Q10: How do the paper’s multiplier estimates compare to the existing literature?

A: In partial equilibrium (no GE adjustment), the authors find an output multiplier of 1.858, consistent with Chodorow-Reich’s (2019) cross-sectional multiplier of approximately 1.8. Once the general equilibrium interest rate effect is included, the multiplier falls to 1.09, which falls within the 0.6-1.2 range from Ramey (2011). Literature using representative-agent models without non-rivalry (e.g., Ramey 2020) typically reports multipliers of 0.3 to 0.8 using returns-to-scale parameters of 0.07-0.12; the paper shows these correspond to fiscal multipliers of 0.847-0.882 in the representative-agent framework. The heterogeneous-firm model, once it incorporates the non-rivalry-corrected elasticities, yields a meaningfully higher multiplier of 1.088.

Q11: What role does time-to-build play, and how does the paper handle it?

A: The baseline model assumes a time-to-build period s = 1 year (one-year lag before new infrastructure is productive). The paper notes in Appendix H that incorporating extended time-to-build reduces the aggregate fiscal multiplier, operating through two channels: a news effect (agents adjust behavior upon anticipating future infrastructure) and a general equilibrium effect endogenous to the news effect. This finding is consistent with Ramey (2020). The baseline results are therefore reported under the minimal one-year time-to-build assumption, with longer lags serving as a robustness check.

Q12: What is the role of region-specific TFP heterogeneity in the model?

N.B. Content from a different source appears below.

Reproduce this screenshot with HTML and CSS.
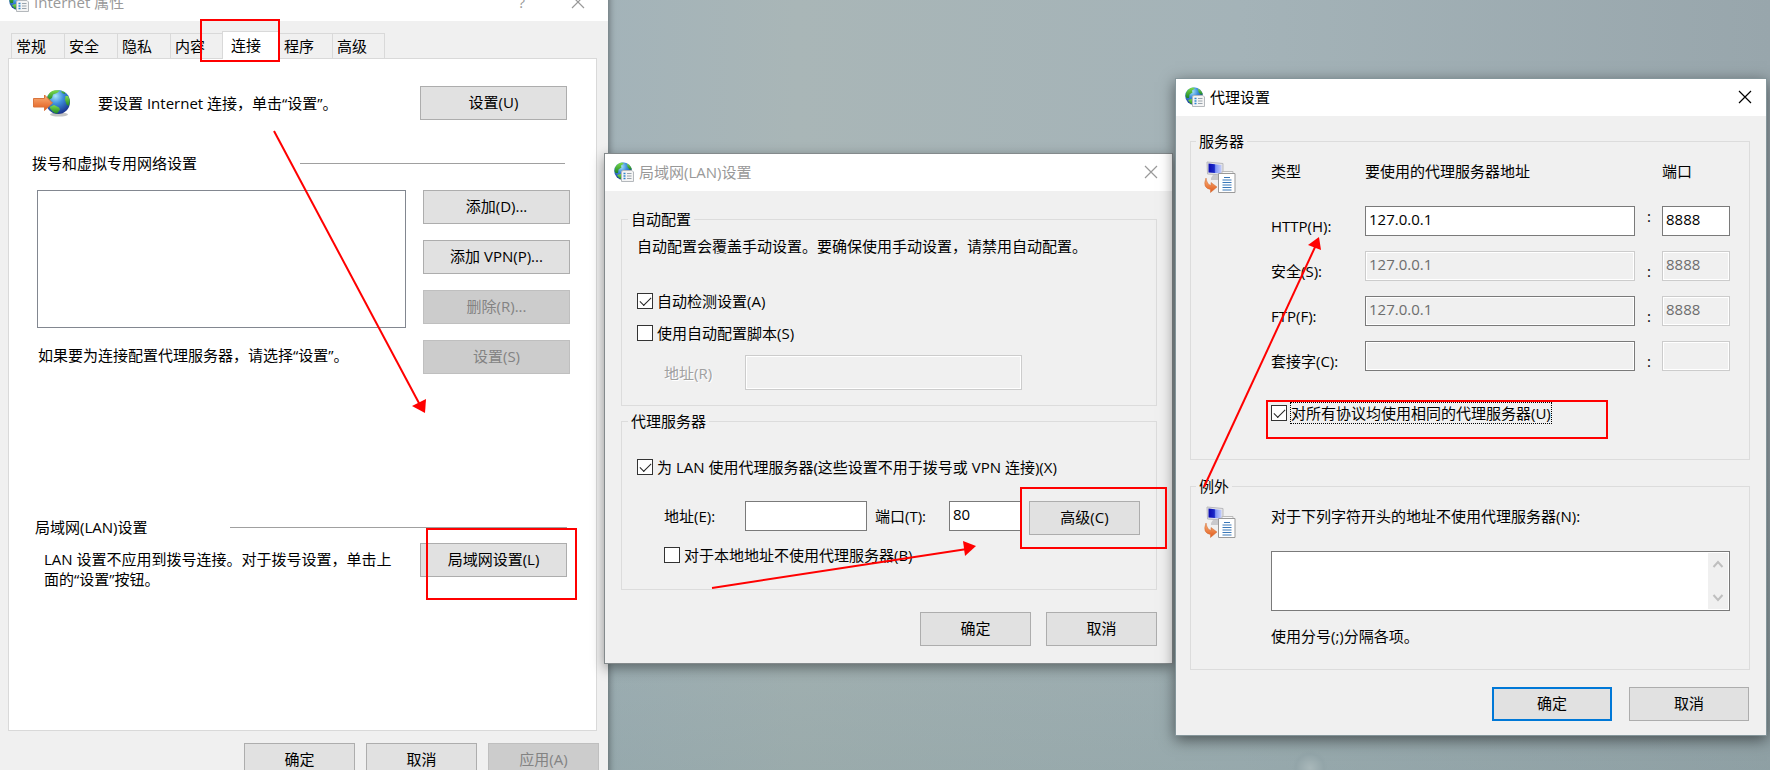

A: The model includes two regions that differ both in infrastructure levels and in region-specific productivity (TFP) levels. The TFP of the Good region is estimated to be approximately double that of the Poor region (x = 2.064 for Good vs. 1 for Poor). This productivity difference is estimated to partially capture heterogeneous congestion effects (which are not separately modeled) and is estimated jointly with the infrastructure elasticity. The productivity differential is identified from the Good region’s share of aggregate output (0.849 in the data). The large TFP gap is also the reason why equal spending on Poor states generates a much smaller output gain than spending on Good states: not only is infrastructure utilization lower (fewer firms), but underlying productivity is also lower.

Key Concepts

Non-rivalry of public capital: The property by which infrastructure stock (Nj,t) enters each firm’s production function at the full regional level, not divided among firms. Formally, a single marginal unit of public capital raises every firm’s marginal product of private capital simultaneously, so the aggregate marginal product gain summed across firms exceeds any single firm’s gain. This is the central mechanism driving the micro-macro elasticity discrepancy in the paper.

Firm-level elasticity of substitution (λ): The elasticity governing the degree of substitutability between private capital (k) and public infrastructure (N) in the firm’s CES production function. At λ = 1 the production function is Cobb-Douglas; λ > 1 is gross substitutability; λ < 1 is gross complementarity. In the paper’s estimation, λ = 1.185, meaning private and public capital are gross substitutes at the firm level.

Gross substitutability vs. gross complementarity: Two inputs are gross substitutes (complements) if an increase in the quantity of one raises (lowers) the demand for the other, holding output price fixed. In the paper’s framework, private and public capital are gross substitutes at the firm level (λ = 1.185 > 1) but gross complements at the state level (ξ ≈ 0.48 < 1), with non-rivalry explaining the inversion upon aggregation.

Convex adjustment cost: A cost C(I,k) = (µ/2)(I/k)² · k that scales quadratically with the investment rate. In the heterogeneous-firm model, this cost plays a critical role: by Jensen’s inequality, heterogeneous firms’ average adjustment burden under a convex cost exceeds that of the representative (average) firm, making aggregate investment less sensitive to interest rate changes and thereby dampening crowding out.

Fixed adjustment cost (ξ): A one-time overhead cost drawn from a uniform distribution [0, ξ̄], paid only when a firm makes a large-scale investment outside the “inaction band” [−νk, νk]. This cost generates lumpy investment at the firm level, with about 14% of firms making lumpy investments in any given year. It also creates an extensive margin of investment adjustment that accounts for approximately 74% of the baseline crowding-out effect.

Fiscal multiplier (as defined in this paper): The ratio of the present value of aggregate output deviations from steady state to the present value of the fiscal spending shock, both summed over a T-year horizon. For the short run, T = 2 years; for the long run, T = 5 years. This is computed as a perfect-foresight transition path response to a one-time MIT shock equal to 1% of steady-state GDP.

MIT shock (one-time unexpected shock): An unanticipated, non-persistent one-period deviation in infrastructure spending. The term “MIT shock” refers to a deterministic transition experiment where agents have perfect foresight about all future values after the initial shock occurs. This contrasts with persistent policy rules and allows isolating the dynamic effects of a one-time fiscal impulse.

Extended SMM with market-clearing moments: The paper’s estimation innovation. Rather than solving for market-clearing prices at each parameter candidate (the standard costly inner loop), wages (w) and marginal utility of consumption (p) are treated as parameters with associated moments being the market-clearing conditions set to zero. A multi-block Metropolis-Hastings algorithm draws from the price block and the parameter block separately, generating posterior draws that jointly satisfy market clearing and empirical moment conditions.